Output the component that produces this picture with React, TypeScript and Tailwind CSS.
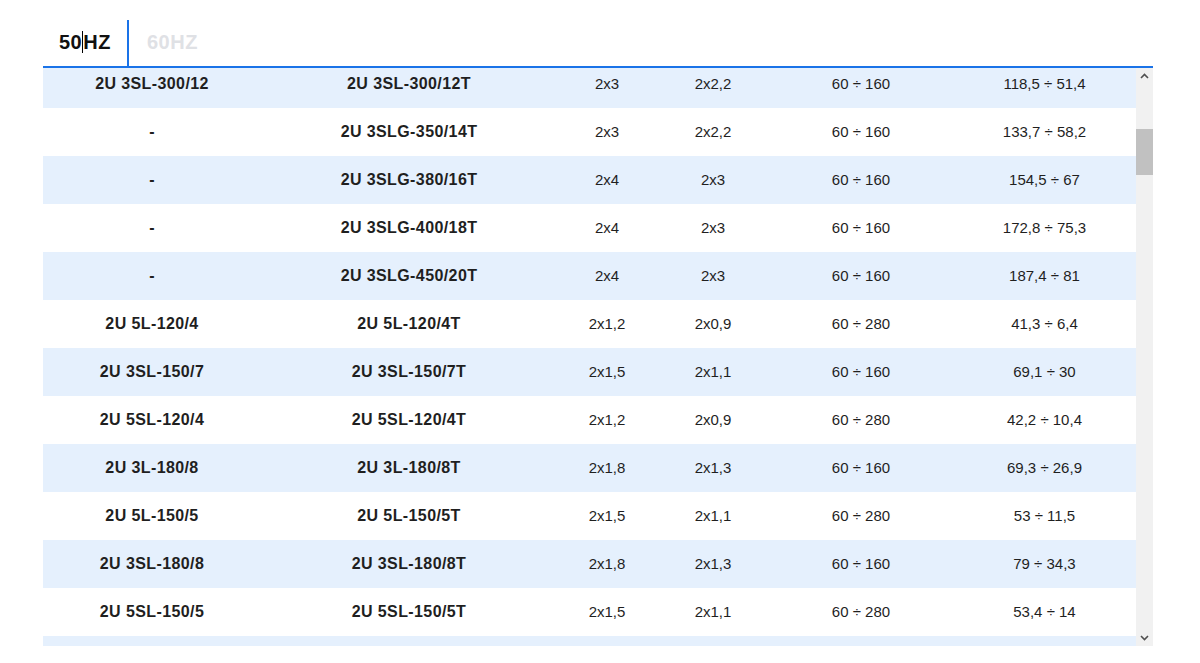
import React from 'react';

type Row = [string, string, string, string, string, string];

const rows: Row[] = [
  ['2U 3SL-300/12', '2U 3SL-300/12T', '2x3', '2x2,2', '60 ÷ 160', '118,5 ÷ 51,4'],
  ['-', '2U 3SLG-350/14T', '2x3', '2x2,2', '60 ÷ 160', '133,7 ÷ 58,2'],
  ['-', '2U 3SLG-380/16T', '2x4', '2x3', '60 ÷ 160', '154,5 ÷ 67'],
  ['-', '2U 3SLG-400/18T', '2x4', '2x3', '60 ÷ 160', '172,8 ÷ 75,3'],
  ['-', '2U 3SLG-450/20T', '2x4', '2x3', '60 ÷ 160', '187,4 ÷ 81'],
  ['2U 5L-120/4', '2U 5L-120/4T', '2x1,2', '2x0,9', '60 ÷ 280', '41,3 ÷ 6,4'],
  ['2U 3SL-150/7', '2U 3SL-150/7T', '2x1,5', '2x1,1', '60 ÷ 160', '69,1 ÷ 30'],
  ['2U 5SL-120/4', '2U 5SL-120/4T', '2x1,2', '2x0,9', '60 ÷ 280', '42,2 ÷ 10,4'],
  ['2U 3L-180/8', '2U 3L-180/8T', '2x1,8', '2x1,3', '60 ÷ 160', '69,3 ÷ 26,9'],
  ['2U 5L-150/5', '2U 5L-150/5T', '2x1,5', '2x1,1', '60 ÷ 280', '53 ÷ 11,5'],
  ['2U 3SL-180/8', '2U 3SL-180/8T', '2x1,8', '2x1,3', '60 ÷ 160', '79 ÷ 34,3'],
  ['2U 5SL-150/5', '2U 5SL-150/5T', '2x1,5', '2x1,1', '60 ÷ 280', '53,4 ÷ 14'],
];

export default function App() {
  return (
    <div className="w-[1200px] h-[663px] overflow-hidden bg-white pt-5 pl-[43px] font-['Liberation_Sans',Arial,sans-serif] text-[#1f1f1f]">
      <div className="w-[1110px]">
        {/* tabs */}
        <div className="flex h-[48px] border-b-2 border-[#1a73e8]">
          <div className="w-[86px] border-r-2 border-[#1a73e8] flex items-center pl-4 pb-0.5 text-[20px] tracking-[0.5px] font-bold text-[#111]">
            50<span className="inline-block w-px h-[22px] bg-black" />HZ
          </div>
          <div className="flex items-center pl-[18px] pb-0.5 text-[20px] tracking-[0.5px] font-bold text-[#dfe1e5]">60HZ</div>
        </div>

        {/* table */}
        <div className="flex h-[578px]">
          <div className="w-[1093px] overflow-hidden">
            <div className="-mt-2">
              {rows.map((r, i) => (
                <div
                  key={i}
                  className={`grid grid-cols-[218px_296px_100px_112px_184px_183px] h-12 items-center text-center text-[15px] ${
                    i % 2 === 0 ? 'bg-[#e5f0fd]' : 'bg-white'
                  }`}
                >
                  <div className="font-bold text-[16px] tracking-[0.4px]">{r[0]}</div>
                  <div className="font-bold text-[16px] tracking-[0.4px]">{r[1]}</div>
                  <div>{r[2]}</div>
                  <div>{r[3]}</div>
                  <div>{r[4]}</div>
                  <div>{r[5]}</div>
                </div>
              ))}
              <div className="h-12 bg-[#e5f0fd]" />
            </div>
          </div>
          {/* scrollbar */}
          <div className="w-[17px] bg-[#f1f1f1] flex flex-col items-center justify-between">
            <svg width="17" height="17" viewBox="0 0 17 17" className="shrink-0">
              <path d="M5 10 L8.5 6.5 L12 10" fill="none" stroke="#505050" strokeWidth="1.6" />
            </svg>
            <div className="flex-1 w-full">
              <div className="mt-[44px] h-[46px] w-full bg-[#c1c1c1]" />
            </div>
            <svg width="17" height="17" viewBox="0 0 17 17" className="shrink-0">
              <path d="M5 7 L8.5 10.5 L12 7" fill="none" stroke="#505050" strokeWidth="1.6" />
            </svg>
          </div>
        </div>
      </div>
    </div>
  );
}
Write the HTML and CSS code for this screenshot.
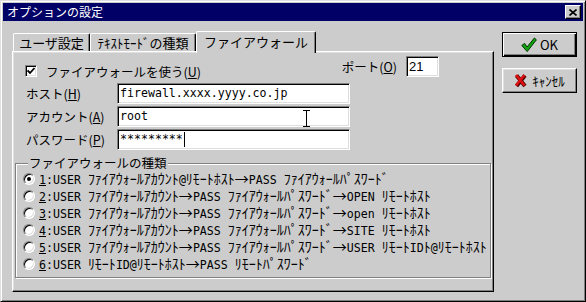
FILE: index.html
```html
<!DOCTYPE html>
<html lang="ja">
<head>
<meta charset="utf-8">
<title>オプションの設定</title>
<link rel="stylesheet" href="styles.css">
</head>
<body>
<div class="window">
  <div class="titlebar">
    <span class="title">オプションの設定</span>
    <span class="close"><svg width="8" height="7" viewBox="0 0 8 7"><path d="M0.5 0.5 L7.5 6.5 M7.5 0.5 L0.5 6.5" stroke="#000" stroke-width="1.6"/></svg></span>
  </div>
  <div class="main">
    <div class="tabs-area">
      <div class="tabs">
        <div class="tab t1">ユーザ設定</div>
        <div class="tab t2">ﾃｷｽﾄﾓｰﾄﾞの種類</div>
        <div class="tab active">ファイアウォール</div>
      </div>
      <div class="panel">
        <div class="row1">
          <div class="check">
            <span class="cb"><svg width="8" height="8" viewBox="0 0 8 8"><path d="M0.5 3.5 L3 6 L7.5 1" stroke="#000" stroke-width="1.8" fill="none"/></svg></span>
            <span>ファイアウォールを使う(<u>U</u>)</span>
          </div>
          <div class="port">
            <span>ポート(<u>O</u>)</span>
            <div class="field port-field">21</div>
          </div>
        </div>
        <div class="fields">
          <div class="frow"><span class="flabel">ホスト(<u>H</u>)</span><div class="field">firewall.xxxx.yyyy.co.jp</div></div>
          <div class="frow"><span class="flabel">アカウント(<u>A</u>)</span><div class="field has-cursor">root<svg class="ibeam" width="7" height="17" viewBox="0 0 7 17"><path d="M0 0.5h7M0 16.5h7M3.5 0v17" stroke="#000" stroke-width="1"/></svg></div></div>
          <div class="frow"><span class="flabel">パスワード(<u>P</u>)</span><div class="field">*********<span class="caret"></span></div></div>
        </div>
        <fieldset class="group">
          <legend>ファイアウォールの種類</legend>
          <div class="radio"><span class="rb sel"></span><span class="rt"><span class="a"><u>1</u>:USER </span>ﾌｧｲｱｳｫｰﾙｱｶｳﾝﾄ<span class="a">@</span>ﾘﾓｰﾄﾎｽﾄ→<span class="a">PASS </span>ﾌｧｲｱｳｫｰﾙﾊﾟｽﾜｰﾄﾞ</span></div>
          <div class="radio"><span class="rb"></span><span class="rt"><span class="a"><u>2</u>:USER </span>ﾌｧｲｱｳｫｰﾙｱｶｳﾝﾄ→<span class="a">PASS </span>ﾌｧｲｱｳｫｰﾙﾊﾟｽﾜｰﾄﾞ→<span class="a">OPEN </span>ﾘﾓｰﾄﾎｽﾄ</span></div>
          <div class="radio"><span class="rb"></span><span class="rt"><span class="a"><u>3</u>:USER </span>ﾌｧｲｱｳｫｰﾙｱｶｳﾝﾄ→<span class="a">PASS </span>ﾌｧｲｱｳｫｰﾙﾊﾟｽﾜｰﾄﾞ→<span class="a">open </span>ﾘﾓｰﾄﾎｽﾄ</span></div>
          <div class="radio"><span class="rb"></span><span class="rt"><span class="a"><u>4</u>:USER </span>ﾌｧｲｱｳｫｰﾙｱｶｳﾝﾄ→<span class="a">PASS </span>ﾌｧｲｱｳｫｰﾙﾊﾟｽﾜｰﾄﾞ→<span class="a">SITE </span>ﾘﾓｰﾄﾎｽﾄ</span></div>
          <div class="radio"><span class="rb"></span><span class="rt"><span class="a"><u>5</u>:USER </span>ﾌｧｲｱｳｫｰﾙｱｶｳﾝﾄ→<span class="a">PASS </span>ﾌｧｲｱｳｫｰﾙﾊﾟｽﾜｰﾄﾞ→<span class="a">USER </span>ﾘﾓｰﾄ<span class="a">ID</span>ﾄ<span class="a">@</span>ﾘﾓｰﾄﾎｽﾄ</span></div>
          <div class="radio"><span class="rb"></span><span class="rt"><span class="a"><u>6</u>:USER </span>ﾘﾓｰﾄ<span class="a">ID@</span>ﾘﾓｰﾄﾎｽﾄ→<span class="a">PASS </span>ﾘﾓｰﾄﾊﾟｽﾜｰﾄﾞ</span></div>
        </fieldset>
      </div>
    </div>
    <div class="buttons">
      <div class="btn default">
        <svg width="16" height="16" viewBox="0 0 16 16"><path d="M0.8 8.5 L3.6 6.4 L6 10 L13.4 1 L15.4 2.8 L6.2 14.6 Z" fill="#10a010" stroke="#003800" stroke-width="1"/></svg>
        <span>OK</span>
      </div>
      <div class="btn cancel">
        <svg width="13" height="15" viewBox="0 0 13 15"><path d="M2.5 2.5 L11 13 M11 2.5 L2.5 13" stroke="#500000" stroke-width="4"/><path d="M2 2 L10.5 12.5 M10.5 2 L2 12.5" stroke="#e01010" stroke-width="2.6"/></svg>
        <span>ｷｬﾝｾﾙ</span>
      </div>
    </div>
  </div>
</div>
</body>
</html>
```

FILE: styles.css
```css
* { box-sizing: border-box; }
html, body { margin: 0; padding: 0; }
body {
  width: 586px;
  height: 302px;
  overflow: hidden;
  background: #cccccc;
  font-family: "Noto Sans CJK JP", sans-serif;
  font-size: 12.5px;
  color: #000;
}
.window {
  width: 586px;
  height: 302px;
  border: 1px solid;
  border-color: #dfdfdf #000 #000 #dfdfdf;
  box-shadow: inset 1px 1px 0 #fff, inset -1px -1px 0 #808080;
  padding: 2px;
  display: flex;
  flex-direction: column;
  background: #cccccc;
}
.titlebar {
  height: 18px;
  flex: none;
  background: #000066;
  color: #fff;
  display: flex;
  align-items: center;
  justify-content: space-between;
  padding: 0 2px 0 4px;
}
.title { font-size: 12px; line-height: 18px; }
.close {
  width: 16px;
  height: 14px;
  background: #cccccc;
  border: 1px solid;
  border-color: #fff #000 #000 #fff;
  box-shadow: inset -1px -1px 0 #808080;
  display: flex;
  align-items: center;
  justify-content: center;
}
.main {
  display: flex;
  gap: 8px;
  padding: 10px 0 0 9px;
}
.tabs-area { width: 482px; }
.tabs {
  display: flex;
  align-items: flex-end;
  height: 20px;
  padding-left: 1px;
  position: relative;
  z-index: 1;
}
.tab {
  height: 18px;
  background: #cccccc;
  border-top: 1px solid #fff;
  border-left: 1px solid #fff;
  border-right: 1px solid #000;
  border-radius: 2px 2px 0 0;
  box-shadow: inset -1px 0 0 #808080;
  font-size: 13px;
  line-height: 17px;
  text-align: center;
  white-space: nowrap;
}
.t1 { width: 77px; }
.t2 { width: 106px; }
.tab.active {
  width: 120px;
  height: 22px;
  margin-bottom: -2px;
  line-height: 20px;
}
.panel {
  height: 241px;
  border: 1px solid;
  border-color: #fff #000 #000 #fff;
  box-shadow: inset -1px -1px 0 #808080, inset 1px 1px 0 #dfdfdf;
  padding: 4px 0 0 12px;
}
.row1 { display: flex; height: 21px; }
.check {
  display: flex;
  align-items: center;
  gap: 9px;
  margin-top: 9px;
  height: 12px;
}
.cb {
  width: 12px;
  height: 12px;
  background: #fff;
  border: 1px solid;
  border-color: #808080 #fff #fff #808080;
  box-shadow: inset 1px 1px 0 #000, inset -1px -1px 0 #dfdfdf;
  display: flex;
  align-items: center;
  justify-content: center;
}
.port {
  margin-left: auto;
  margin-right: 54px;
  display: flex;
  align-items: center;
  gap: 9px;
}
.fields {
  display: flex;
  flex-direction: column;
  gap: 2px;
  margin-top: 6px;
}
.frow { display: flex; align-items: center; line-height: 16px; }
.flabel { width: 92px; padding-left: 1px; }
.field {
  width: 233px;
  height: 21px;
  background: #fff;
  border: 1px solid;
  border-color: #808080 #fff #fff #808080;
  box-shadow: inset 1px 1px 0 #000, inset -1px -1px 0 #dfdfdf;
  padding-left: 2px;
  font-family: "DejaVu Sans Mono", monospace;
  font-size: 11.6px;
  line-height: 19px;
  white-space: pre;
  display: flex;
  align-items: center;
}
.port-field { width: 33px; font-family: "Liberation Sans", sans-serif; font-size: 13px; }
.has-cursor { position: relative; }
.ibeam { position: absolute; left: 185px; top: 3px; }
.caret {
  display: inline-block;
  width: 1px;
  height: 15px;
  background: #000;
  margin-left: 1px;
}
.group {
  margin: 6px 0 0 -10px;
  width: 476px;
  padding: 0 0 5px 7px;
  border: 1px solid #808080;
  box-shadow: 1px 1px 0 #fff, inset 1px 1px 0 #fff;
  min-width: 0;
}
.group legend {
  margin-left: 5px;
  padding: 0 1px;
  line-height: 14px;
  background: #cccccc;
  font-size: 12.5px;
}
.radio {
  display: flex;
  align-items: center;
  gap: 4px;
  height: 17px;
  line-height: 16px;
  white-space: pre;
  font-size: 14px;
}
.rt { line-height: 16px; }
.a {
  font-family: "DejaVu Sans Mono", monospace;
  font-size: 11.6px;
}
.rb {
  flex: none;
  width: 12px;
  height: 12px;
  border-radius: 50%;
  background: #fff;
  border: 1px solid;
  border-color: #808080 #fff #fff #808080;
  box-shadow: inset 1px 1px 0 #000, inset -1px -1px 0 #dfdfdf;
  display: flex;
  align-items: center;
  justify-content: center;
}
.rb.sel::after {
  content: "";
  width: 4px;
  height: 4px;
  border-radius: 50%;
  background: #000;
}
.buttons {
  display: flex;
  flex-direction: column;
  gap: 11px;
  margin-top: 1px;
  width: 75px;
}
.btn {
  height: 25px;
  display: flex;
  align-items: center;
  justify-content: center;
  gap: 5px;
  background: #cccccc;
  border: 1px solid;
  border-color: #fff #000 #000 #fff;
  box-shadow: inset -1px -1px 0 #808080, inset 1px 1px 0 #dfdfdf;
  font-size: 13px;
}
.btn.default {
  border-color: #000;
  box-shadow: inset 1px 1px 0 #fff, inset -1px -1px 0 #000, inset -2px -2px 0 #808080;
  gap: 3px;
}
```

○ ○ ○ ○

◆ Your objective: Select and copy each line from the data that includes the word "React".

◆ Answer to the task:
Output the component that produces this picture with React, TypeScript and Tailwind CSS.
import React from 'react';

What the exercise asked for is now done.